演習問題 1: クラス`User`の作成

  1. Userクラスを作成し、ユーザーの名前を保持するname属性をinitializeメソッドで設定してください。
  2. publicメソッドとして、ユーザーの名前を取得するget_nameメソッドを定義してください。
  3. クラス内でprivateメソッドとしてvalidate_nameメソッドを作成し、名前が空文字でないかを検証してください。
  4. initializeメソッド内でvalidate_nameメソッドを呼び出し、名前の検証を行ってください。

解答例

class User
  attr_reader :name

  def initialize(name)
    @name = name
    validate_name
  end

  # publicメソッド
  public
  def get_name
    "User name: #{@name}"
  end

  # privateメソッドで名前の検証
  private
  def validate_name
    raise "Name can't be empty" if @name.strip.empty?
  end
end

# 使用例
begin
  user = User.new("Alice")
  puts user.get_name # => "User name: Alice"
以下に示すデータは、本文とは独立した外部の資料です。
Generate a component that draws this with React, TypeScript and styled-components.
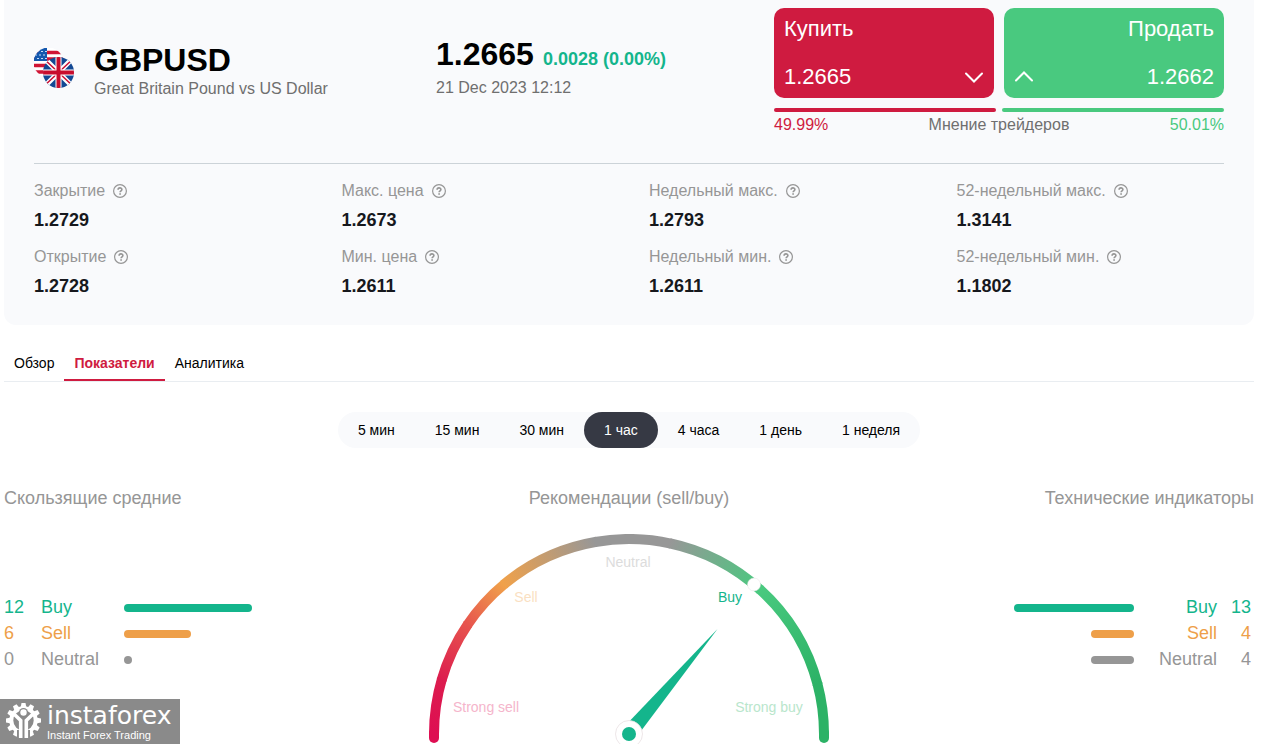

  empty_user = User.new("") # エラー: Name can't be empty
rescue => e
  puts e.message
end

この問題により、publicメソッドとprivateメソッドの使い分けを実践的に理解できます。

演習問題 2: テストでアクセスレベルを変更

  1. 上記のUserクラスをテストする際、名前の検証メソッドvalidate_nameを直接呼び出してテストしたい場合に、テスト環境のみでpublicに変更してください。
  2. ENV['TEST']が設定されている場合にvalidate_nameメソッドをpublicに変更するコードを追加してください。

解答例

class User
  attr_reader :name

  def initialize(name)
    @name = name
    validate_name
  end

  public
  def get_name
    "User name: #{@name}"
  end

  private
  def validate_name
    raise "Name can't be empty" if @name.strip.empty?
  end

  # テスト用にアクセス権を変更
  public :validate_name if ENV['TEST']
end

# テスト例(テスト環境でのみ実行)
if ENV['TEST']
  user = User.new(" ")
  begin
    user.validate_name # => エラー: Name can't be empty
  rescue => e
    puts e.message
  end
end

この演習では、テストのためにアクセス権を動的に変更する方法を練習できます。実際のコード開発では、こうしたアクセス権の変更をテスト環境に限定することで、リリース用のコードには影響を与えません。

まとめ

これらの演習により、publicメソッドと他のアクセス修飾子との使い分け、動的なアクセス変更の応用方法を体験できました。実践を通じて、クラス設計におけるアクセス制御の重要性を学びましょう。

まとめ

本記事では、Rubyにおけるpublicメソッドの役割と、その実装方法、他のアクセス修飾子との違い、オーバーライドや動的なアクセス変更の応用例について解説しました。publicメソッドは、クラスのインターフェースとして外部に公開するための重要な機能であり、適切に設計することでコードの再利用性と保守性が向上します。また、テスト環境でのみアクセスを動的に変更するテクニックも紹介し、開発効率を高める工夫についても触れました。publicメソッドを正しく使い分けることで、Rubyプログラムの品質を向上させる基盤を築くことができます。